**What the exercise asks**.
Can you write out all the lines word for word, with no pictures?

>> Begin

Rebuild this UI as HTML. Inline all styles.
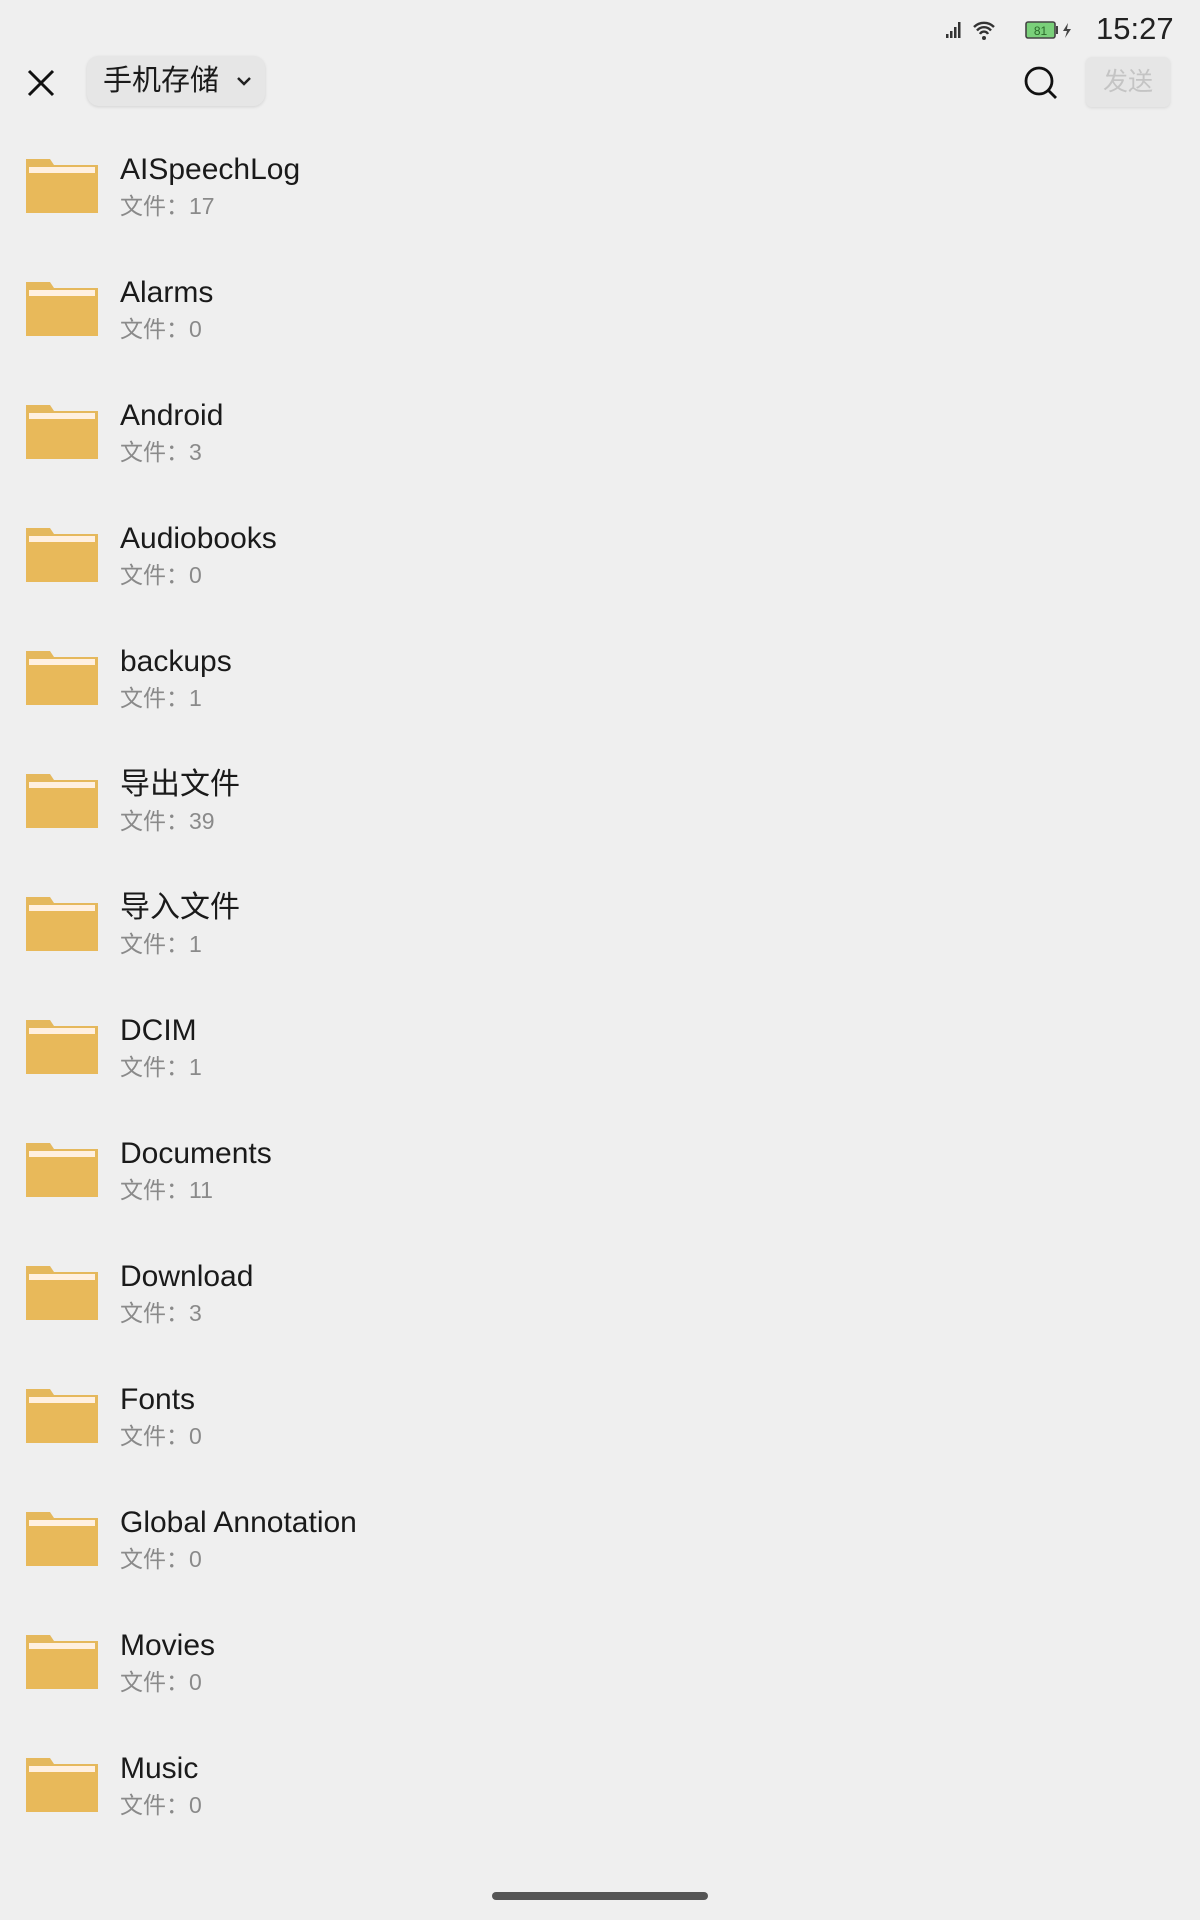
<!DOCTYPE html>
<html><head><meta charset="utf-8"><style>
*{margin:0;padding:0;box-sizing:border-box}
body{width:1200px;height:1920px;background:#efefef;position:relative;overflow:hidden;font-family:"Liberation Sans","Noto Sans CJK SC",sans-serif}
.row{position:absolute;left:0;width:1200px;height:123px}
.fold{position:absolute;left:26px;top:0;width:72px;height:58px}
.t{position:absolute;left:120px;top:-3px;font-size:30px;line-height:36px;color:#1a1a1a}
.s{position:absolute;left:120px;top:37px;font-size:23px;line-height:28px;color:#8a8a8a}
</style></head><body>
<div style="position:absolute;left:1096px;top:12px;font-size:31px;line-height:34px;color:#222">15:27</div>
<svg style="position:absolute;left:944px;top:18px" width="150" height="24" viewBox="0 0 150 24">
<rect x="2" y="16" width="2.5" height="4" fill="#333"/><rect x="6" y="13" width="2.5" height="7" fill="#333"/><rect x="10" y="9" width="2.5" height="11" fill="#333"/><rect x="14" y="4" width="2.5" height="16" fill="#333"/>
<path d="M30 9a14 14 0 0 1 20 0M33 12.5a9 9 0 0 1 14 0M36 16a4.5 4.5 0 0 1 8 0" stroke="#333" stroke-width="2.4" fill="none"/><circle cx="40" cy="20" r="2" fill="#333"/>
<rect x="82" y="4" width="29" height="16" rx="2" fill="#7ad07a" stroke="#444" stroke-width="1.6"/><text x="96.5" y="17" font-size="12" text-anchor="middle" fill="#2a6a2a" font-family="Liberation Sans">81</text>
<rect x="112" y="8" width="2" height="8" fill="#444"/><path d="M124 5l-5 8h4l-2 7 6-9h-4z" fill="#444"/>
</svg>
<svg style="position:absolute;left:26px;top:68px" width="30" height="30"><path d="M3 3L27 27M27 3L3 27" stroke="#111" stroke-width="3"/></svg>
<div style="position:absolute;left:87px;top:56px;width:178px;height:50px;background:#e6e6e6;border-radius:12px;box-shadow:0 1px 3px rgba(0,0,0,.12)"></div>
<div style="position:absolute;left:103px;top:63px;font-size:29px;line-height:36px;color:#1a1a1a">手机存储</div>
<svg style="position:absolute;left:235px;top:74px" width="18" height="14"><path d="M3 4l6 6 6-6" stroke="#222" stroke-width="2.5" fill="none"/></svg>
<svg style="position:absolute;left:1022px;top:64px" width="38" height="38"><circle cx="17" cy="17" r="13" stroke="#111" stroke-width="2.8" fill="none"/><path d="M26.5 26.5L34 34" stroke="#111" stroke-width="2.8"/></svg>
<div style="position:absolute;left:1086px;top:57px;width:84px;height:50px;background:#e6e6e6;border-radius:6px;box-shadow:0 1px 3px rgba(0,0,0,.1);color:#c4c4c4;font-size:25px;line-height:50px;text-align:center">发送</div>

<svg width="0" height="0" style="position:absolute"><defs><g id="f"><path d="M0 4h24l4 6h44v48H0z" fill="#e5b85c"/><rect x="3" y="12" width="66" height="6" fill="#fff0e0"/><rect x="0" y="18" width="72" height="40" fill="#e8b95a"/></g></defs></svg>

<div class="row" style="top:155px"><svg class="fold" viewBox="0 0 72 58"><use href="#f"/></svg><div class="t">AISpeechLog</div><div class="s">文件：17</div></div>
<div class="row" style="top:278px"><svg class="fold" viewBox="0 0 72 58"><use href="#f"/></svg><div class="t">Alarms</div><div class="s">文件：0</div></div>
<div class="row" style="top:401px"><svg class="fold" viewBox="0 0 72 58"><use href="#f"/></svg><div class="t">Android</div><div class="s">文件：3</div></div>
<div class="row" style="top:524px"><svg class="fold" viewBox="0 0 72 58"><use href="#f"/></svg><div class="t">Audiobooks</div><div class="s">文件：0</div></div>
<div class="row" style="top:647px"><svg class="fold" viewBox="0 0 72 58"><use href="#f"/></svg><div class="t">backups</div><div class="s">文件：1</div></div>
<div class="row" style="top:770px"><svg class="fold" viewBox="0 0 72 58"><use href="#f"/></svg><div class="t">导出文件</div><div class="s">文件：39</div></div>
<div class="row" style="top:893px"><svg class="fold" viewBox="0 0 72 58"><use href="#f"/></svg><div class="t">导入文件</div><div class="s">文件：1</div></div>
<div class="row" style="top:1016px"><svg class="fold" viewBox="0 0 72 58"><use href="#f"/></svg><div class="t">DCIM</div><div class="s">文件：1</div></div>
<div class="row" style="top:1139px"><svg class="fold" viewBox="0 0 72 58"><use href="#f"/></svg><div class="t">Documents</div><div class="s">文件：11</div></div>
<div class="row" style="top:1262px"><svg class="fold" viewBox="0 0 72 58"><use href="#f"/></svg><div class="t">Download</div><div class="s">文件：3</div></div>
<div class="row" style="top:1385px"><svg class="fold" viewBox="0 0 72 58"><use href="#f"/></svg><div class="t">Fonts</div><div class="s">文件：0</div></div>
<div class="row" style="top:1508px"><svg class="fold" viewBox="0 0 72 58"><use href="#f"/></svg><div class="t">Global Annotation</div><div class="s">文件：0</div></div>
<div class="row" style="top:1631px"><svg class="fold" viewBox="0 0 72 58"><use href="#f"/></svg><div class="t">Movies</div><div class="s">文件：0</div></div>
<div class="row" style="top:1754px"><svg class="fold" viewBox="0 0 72 58"><use href="#f"/></svg><div class="t">Music</div><div class="s">文件：0</div></div>

<div style="position:absolute;left:492px;top:1892px;width:216px;height:8px;border-radius:4px;background:#555"></div>
</body></html>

>> End

**Task response**.
Rebuild this UI as HTML. Inline all styles.
<!DOCTYPE html>
<html><head><meta charset="utf-8"><style>
*{margin:0;padding:0;box-sizing:border-box}
body{width:1200px;height:1920px;background:#efefef;position:relative;overflow:hidden;font-family:"Liberation Sans","Noto Sans CJK SC",sans-serif}
.row{position:absolute;left:0;width:1200px;height:123px}
.fold{position:absolute;left:26px;top:0;width:72px;height:58px}
.t{position:absolute;left:120px;top:-3px;font-size:30px;line-height:36px;color:#1a1a1a}
.s{position:absolute;left:120px;top:37px;font-size:23px;line-height:28px;color:#8a8a8a}
</style></head><body>
<div style="position:absolute;left:1096px;top:12px;font-size:31px;line-height:34px;color:#222">15:27</div>
<svg style="position:absolute;left:944px;top:18px" width="150" height="24" viewBox="0 0 150 24">
<rect x="2" y="16" width="2.5" height="4" fill="#333"/><rect x="6" y="13" width="2.5" height="7" fill="#333"/><rect x="10" y="9" width="2.5" height="11" fill="#333"/><rect x="14" y="4" width="2.5" height="16" fill="#333"/>
<path d="M30 9a14 14 0 0 1 20 0M33 12.5a9 9 0 0 1 14 0M36 16a4.5 4.5 0 0 1 8 0" stroke="#333" stroke-width="2.4" fill="none"/><circle cx="40" cy="20" r="2" fill="#333"/>
<rect x="82" y="4" width="29" height="16" rx="2" fill="#7ad07a" stroke="#444" stroke-width="1.6"/><text x="96.5" y="17" font-size="12" text-anchor="middle" fill="#2a6a2a" font-family="Liberation Sans">81</text>
<rect x="112" y="8" width="2" height="8" fill="#444"/><path d="M124 5l-5 8h4l-2 7 6-9h-4z" fill="#444"/>
</svg>
<svg style="position:absolute;left:26px;top:68px" width="30" height="30"><path d="M3 3L27 27M27 3L3 27" stroke="#111" stroke-width="3"/></svg>
<div style="position:absolute;left:87px;top:56px;width:178px;height:50px;background:#e6e6e6;border-radius:12px;box-shadow:0 1px 3px rgba(0,0,0,.12)"></div>
<div style="position:absolute;left:103px;top:63px;font-size:29px;line-height:36px;color:#1a1a1a">手机存储</div>
<svg style="position:absolute;left:235px;top:74px" width="18" height="14"><path d="M3 4l6 6 6-6" stroke="#222" stroke-width="2.5" fill="none"/></svg>
<svg style="position:absolute;left:1022px;top:64px" width="38" height="38"><circle cx="17" cy="17" r="13" stroke="#111" stroke-width="2.8" fill="none"/><path d="M26.5 26.5L34 34" stroke="#111" stroke-width="2.8"/></svg>
<div style="position:absolute;left:1086px;top:57px;width:84px;height:50px;background:#e6e6e6;border-radius:6px;box-shadow:0 1px 3px rgba(0,0,0,.1);color:#c4c4c4;font-size:25px;line-height:50px;text-align:center">发送</div>

<svg width="0" height="0" style="position:absolute"><defs><g id="f"><path d="M0 4h24l4 6h44v48H0z" fill="#e5b85c"/><rect x="3" y="12" width="66" height="6" fill="#fff0e0"/><rect x="0" y="18" width="72" height="40" fill="#e8b95a"/></g></defs></svg>

<div class="row" style="top:155px"><svg class="fold" viewBox="0 0 72 58"><use href="#f"/></svg><div class="t">AISpeechLog</div><div class="s">文件：17</div></div>
<div class="row" style="top:278px"><svg class="fold" viewBox="0 0 72 58"><use href="#f"/></svg><div class="t">Alarms</div><div class="s">文件：0</div></div>
<div class="row" style="top:401px"><svg class="fold" viewBox="0 0 72 58"><use href="#f"/></svg><div class="t">Android</div><div class="s">文件：3</div></div>
<div class="row" style="top:524px"><svg class="fold" viewBox="0 0 72 58"><use href="#f"/></svg><div class="t">Audiobooks</div><div class="s">文件：0</div></div>
<div class="row" style="top:647px"><svg class="fold" viewBox="0 0 72 58"><use href="#f"/></svg><div class="t">backups</div><div class="s">文件：1</div></div>
<div class="row" style="top:770px"><svg class="fold" viewBox="0 0 72 58"><use href="#f"/></svg><div class="t">导出文件</div><div class="s">文件：39</div></div>
<div class="row" style="top:893px"><svg class="fold" viewBox="0 0 72 58"><use href="#f"/></svg><div class="t">导入文件</div><div class="s">文件：1</div></div>
<div class="row" style="top:1016px"><svg class="fold" viewBox="0 0 72 58"><use href="#f"/></svg><div class="t">DCIM</div><div class="s">文件：1</div></div>
<div class="row" style="top:1139px"><svg class="fold" viewBox="0 0 72 58"><use href="#f"/></svg><div class="t">Documents</div><div class="s">文件：11</div></div>
<div class="row" style="top:1262px"><svg class="fold" viewBox="0 0 72 58"><use href="#f"/></svg><div class="t">Download</div><div class="s">文件：3</div></div>
<div class="row" style="top:1385px"><svg class="fold" viewBox="0 0 72 58"><use href="#f"/></svg><div class="t">Fonts</div><div class="s">文件：0</div></div>
<div class="row" style="top:1508px"><svg class="fold" viewBox="0 0 72 58"><use href="#f"/></svg><div class="t">Global Annotation</div><div class="s">文件：0</div></div>
<div class="row" style="top:1631px"><svg class="fold" viewBox="0 0 72 58"><use href="#f"/></svg><div class="t">Movies</div><div class="s">文件：0</div></div>
<div class="row" style="top:1754px"><svg class="fold" viewBox="0 0 72 58"><use href="#f"/></svg><div class="t">Music</div><div class="s">文件：0</div></div>

<div style="position:absolute;left:492px;top:1892px;width:216px;height:8px;border-radius:4px;background:#555"></div>
</body></html>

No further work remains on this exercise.